Détail du manifeste du navire de l’affidavit signé par l’agent Marsden.

Domaine public.
La Fontaine Bartholdi à Lyon.
Photo de l’auteur.
C’était la seconde fois qu’ Emiddio traversait l’Atlantique. La Statue de la Liberté l’accueillait à nouveau en América. La dernière fois qu’Emiddio l’avait vue, la peau de la colossale statue de Bartholdi était d’une couleur cuivrée mate, mais à présent, elle commençait à se couvrir d’une patine verte qui, dans quelques années, l’envahirait complètement. Ayant vécu en France, Emiddio connaissait peut-être son nom français: La Liberté éclairant le monde; il avait visité Lyon, qui se trouve pas très loin de son village et où il avait de la famille, et il y avait sans doute vu une autre des sculptures de Bartholdi, la magnifique fontaine sur la Place des Terreaux: Marianne, figure allégorique de la France conduisant un char tiré par quatre chevaux fougueux, les quatre grands fleuves de France, la Seine, la Loire, le Rhône, et la Garonne.

En entrant dans le port de New York, peut-être Emiddio a-t-il pensé à la France, qu’il venait juste de quitter, et à la Provence, où il vivait. Des années plus tard, il publierait à Avignon un recueil de poèmes célébrant la Provence. « La Sérénade de notre village près d’Avignon » commence ainsi: 
O brillant ciel étoilé de notre village !
Animé par le beau clair de la lune.
La sérénade d’amour est de notre propre langage,
Le chant est pour la rouge, la blonde ou brune.
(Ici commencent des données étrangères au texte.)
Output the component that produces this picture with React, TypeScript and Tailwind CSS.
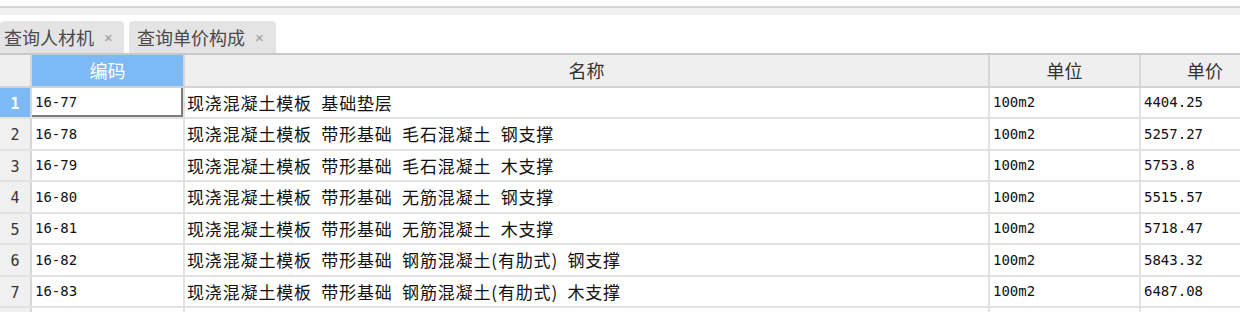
import React from 'react';

const rows = [
  { code: '16-77', name: '现浇混凝土模板\u2002基础垫层', unit: '100m2', price: '4404.25' },
  { code: '16-78', name: '现浇混凝土模板\u2002带形基础\u2002毛石混凝土\u2002钢支撑', unit: '100m2', price: '5257.27' },
  { code: '16-79', name: '现浇混凝土模板\u2002带形基础\u2002毛石混凝土\u2002木支撑', unit: '100m2', price: '5753.8' },
  { code: '16-80', name: '现浇混凝土模板\u2002带形基础\u2002无筋混凝土\u2002钢支撑', unit: '100m2', price: '5515.57' },
  { code: '16-81', name: '现浇混凝土模板\u2002带形基础\u2002无筋混凝土\u2002木支撑', unit: '100m2', price: '5718.47' },
  { code: '16-82', name: '现浇混凝土模板\u2002带形基础\u2002钢筋混凝土(有肋式)\u2002钢支撑', unit: '100m2', price: '5843.32' },
  { code: '16-83', name: '现浇混凝土模板\u2002带形基础\u2002钢筋混凝土(有肋式)\u2002木支撑', unit: '100m2', price: '6487.08' },
];

const cjk = "font-['Noto_Sans_CJK_SC',sans-serif]";
const mono = "font-['DejaVu_Sans_Mono','Noto_Sans_CJK_SC',monospace]";

const Tab: React.FC<{ label: string; width: string; pad: string }> = ({ label, width, pad }) => (
  <div className={`${width} ${pad} h-[32px] bg-[#e4e4e4] rounded-t-[4px] flex items-center gap-[10px]`}>
    <span className={`${cjk} text-[18px] leading-none text-[#4a4a4a]`}>{label}</span>
    <span className="font-['Liberation_Sans',sans-serif] text-[15px] leading-none text-[#9a9a9a]">×</span>
  </div>
);

const App: React.FC = () => {
  return (
    <div className="w-[1240px] h-[312px] overflow-hidden bg-white">
      <div className="h-[6px]" />
      <div className="h-[9px] border-t-2 border-[#d4d4d4] bg-[#f0f0f0]" />
      <div className="h-[6px]" />

      <div className="flex gap-[5px] h-[32px]">
        <Tab label="查询人材机" width="w-[124px]" pad="pl-[4px]" />
        <Tab label="查询单价构成" width="w-[147px]" pad="pl-[8px]" />
      </div>

      <div className="border-t-2 border-[#c8c8c8] w-[1269px]">
        {/* header */}
        <div className={`flex h-[33px] bg-[#efefef] border-b-2 border-[#d2d2d2] ${cjk} text-[18px] text-[#333]`}>
          <div className="w-[32px] border-r-2 border-[#d6d6d6]" />
          <div className="w-[153px] border-r-2 border-[#d6d6d6] bg-[#7db9f5] text-white flex items-center justify-center">编码</div>
          <div className="w-[805px] border-r-2 border-[#d6d6d6] flex items-center justify-center">名称</div>
          <div className="w-[151px] border-r-2 border-[#d6d6d6] flex items-center justify-center">单位</div>
          <div className="w-[128px] flex items-center justify-center">单价</div>
        </div>

        {rows.map((r, i) => (
          <div key={r.code} className={`flex ${i % 2 === 0 ? 'h-[31px]' : 'h-[32px]'} border-b-2 border-[#e2e2e2]`}>
            <div
              className={`w-[32px] border-r-2 border-[#d6d6d6] flex items-center justify-center pt-[3px] ${mono} text-[15px] ${
                i === 0 ? 'bg-[#7db9f5] text-white font-bold' : 'bg-[#f0f0f0] text-[#333]'
              }`}
            >
              {i + 1}
            </div>
            <div
              className={`w-[153px] border-r-2 border-[#e2e2e2] flex items-center px-[3px] ${mono} text-[14px] text-[#111] ${
                i === 0 ? 'shadow-[inset_-2px_-2px_0_#7c7c7c]' : ''
              }`}
            >
              {r.code}
            </div>
            <div className={`w-[805px] border-r-2 border-[#e2e2e2] flex items-center px-[2px] ${cjk} text-[17px] tracking-[0.85px] text-[#111] whitespace-nowrap`}>
              {r.name}
            </div>
            <div className={`w-[151px] border-r-2 border-[#e2e2e2] flex items-center px-[3px] ${mono} text-[14px] text-[#111]`}>
              {r.unit}
            </div>
            <div className={`w-[128px] flex items-center px-[3px] ${mono} text-[14px] text-[#111]`}>
              {r.price}
            </div>
          </div>
        ))}

        <div className="flex h-[31px]">
          <div className="w-[32px] border-r-2 border-[#d6d6d6] bg-[#f0f0f0]" />
          <div className="w-[153px] border-r-2 border-[#e2e2e2]" />
          <div className="w-[805px] border-r-2 border-[#e2e2e2]" />
          <div className="w-[151px] border-r-2 border-[#e2e2e2]" />
          <div className="w-[128px]" />
        </div>
      </div>
    </div>
  );
};

export default App;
Emiddio avait 68 ans quand ce poème fut publié, mais c’était le poème d’un jeune homme. Ou d’un vieil homme revivant l’ émotion de sa jeunesse. C’est ce jeune homme qui est passé par Ellis Island et a pris un train pour Chicago. Durant son long trajet à travers le cœur de l’Amérique, il a certainement pensé à sa famille qu’il avait laissée derrière lui, aux filles rousses, blondes ou brunes, mais il a aussi contemplé cette Amérique nouvelle, qu’il devait désormais affronter seul.